可马郊呢,他付出了那么多,却只希望自己能过得好一点,更好一点……既然我有这样一个弟弟,又为什么要依赖一尊关公像?
“我,我砸……”
马远颤抖着说,祈求地望向马郊,“如果我砸了……”
咱们就想办法把爸妈接回来,好好过日子好吗?
哥哥向你保证,以后再也不犯浑了。
哥哥一定好好赚钱,好好伺候爸妈。
你也不要跟赵元彬来往了,他是个男的,又不是什么好人,你爱得那么惨,哥哥心疼……以后你就跟哥哥一起过,哥哥一定会保护你,照顾你,把以前欠你的都赔给你,好不好?
——可这些话,他都没有机会说出口。
因为刚缝完针的赵元彬突然出现在病房里。
他冷冷地看了马远一眼,丢下一句:“这次我放过你,但你记住,这是最后一次!
这关公像你爱砸不砸,只提醒你,以后不准在马郊面前出现!”
说完,拉着马郊就走。
马远呆坐在病床上,眼看弟弟头也不回地跟弟弟离开,最终捂住自己的脸,痛哭失声……
“……监视他的人说,他最后也没能砸了那关公像,我听了以后彻底失望,请赵哥救出父母以后,就减少了跟马家的联系。

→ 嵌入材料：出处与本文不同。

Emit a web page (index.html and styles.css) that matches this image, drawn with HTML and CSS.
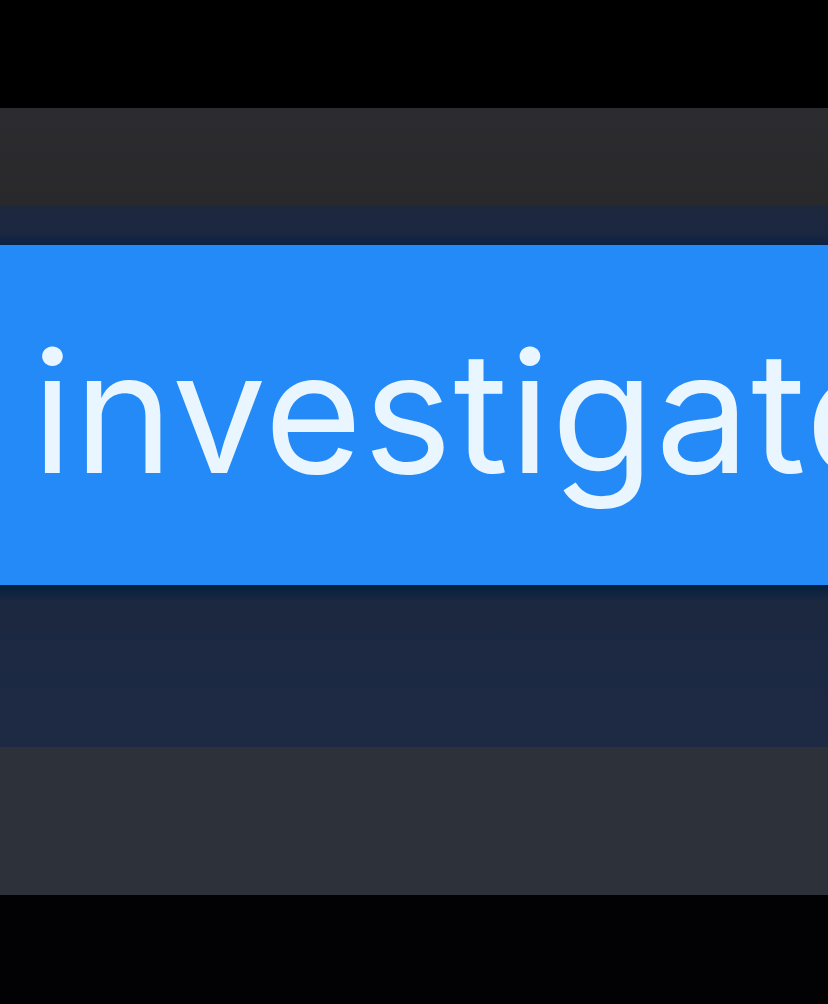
FILE: index.html
```html
<!DOCTYPE html>
<html lang="en">
<head>
<meta charset="utf-8">
<title>investigate</title>
<link rel="stylesheet" href="styles.css">
</head>
<body>
<div class="screen">
  <div class="band band-top"></div>
  <div class="band band-gray-upper"></div>
  <div class="band band-navy-upper"></div>
  <div class="band band-highlight"><span class="word">investigate</span></div>
  <div class="band band-navy-lower"></div>
  <div class="band band-gray-lower"></div>
  <div class="band band-bottom"></div>
</div>
</body>
</html>
```
FILE: styles.css
```css
html, body {
  margin: 0;
  padding: 0;
  background: #000;
}
.screen {
  width: 828px;
  height: 1004px;
  overflow: hidden;
  display: flex;
  flex-direction: column;
}
.band {
  flex: none;
  width: 100%;
}
.band-top {
  height: 108px;
  background: #000;
}
.band-gray-upper {
  height: 97px;
  background: linear-gradient(#2c2c30, #29292c);
}
.band-navy-upper {
  height: 40px;
  background: linear-gradient(#1d283e 0%, #1b2740 70%, #0b2244 100%);
}
.band-highlight {
  height: 340px;
  box-sizing: border-box;
  background: #238af8;
  padding: 83px 0 0 32px;
  overflow: hidden;
  white-space: nowrap;
}
.word {
  display: block;
  font-family: Inter, "Liberation Sans", sans-serif;
  font-size: 168px;
  line-height: 1;
  font-weight: 400;
  color: #eaf6ff;
  letter-spacing: 1.2px;
}
.band-navy-lower {
  height: 162px;
  background: linear-gradient(#03203f 0px, #1b2840 16px, #1e2a44 100%);
}
.band-gray-lower {
  height: 148px;
  background: #2c313a;
}
.band-bottom {
  height: 109px;
  background: #020205;
}
```
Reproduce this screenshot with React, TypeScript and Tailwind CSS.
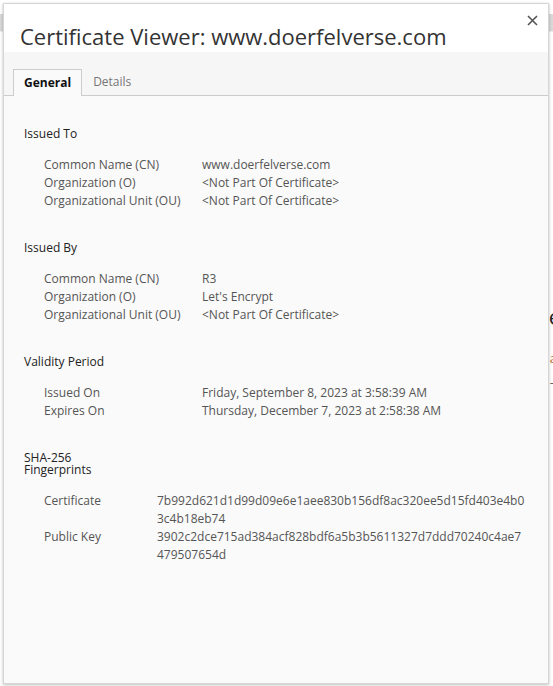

不过我哥在那之后好像是觉醒了,再也没发过疯,安分守己的过日子,时不时……到我家看看我、跟我聊聊天什么的。
赵哥一开始很生气,警告过他很多次。
后来我跟赵哥的关系远了,他也就不太掺和我跟我哥之间的事儿了。”
马郊喝了口水,给自己的讲述收尾,“情况一直都不错,直到东东出生。
我嫂子在孩子出生不久就跟人跑了,我哥忙生意,就疏忽了对东东的照顾……等他腾出空来,就发现东东已经很依赖这关公像了。”
“嗯,”
《山海经》老爷子捏着下巴点点头,“马远年纪渐长、心志渐熟,再加上这关公像在店里被当成财神供了许多年,煞气溅消,所以到了后来,他已经不怎么被影响了。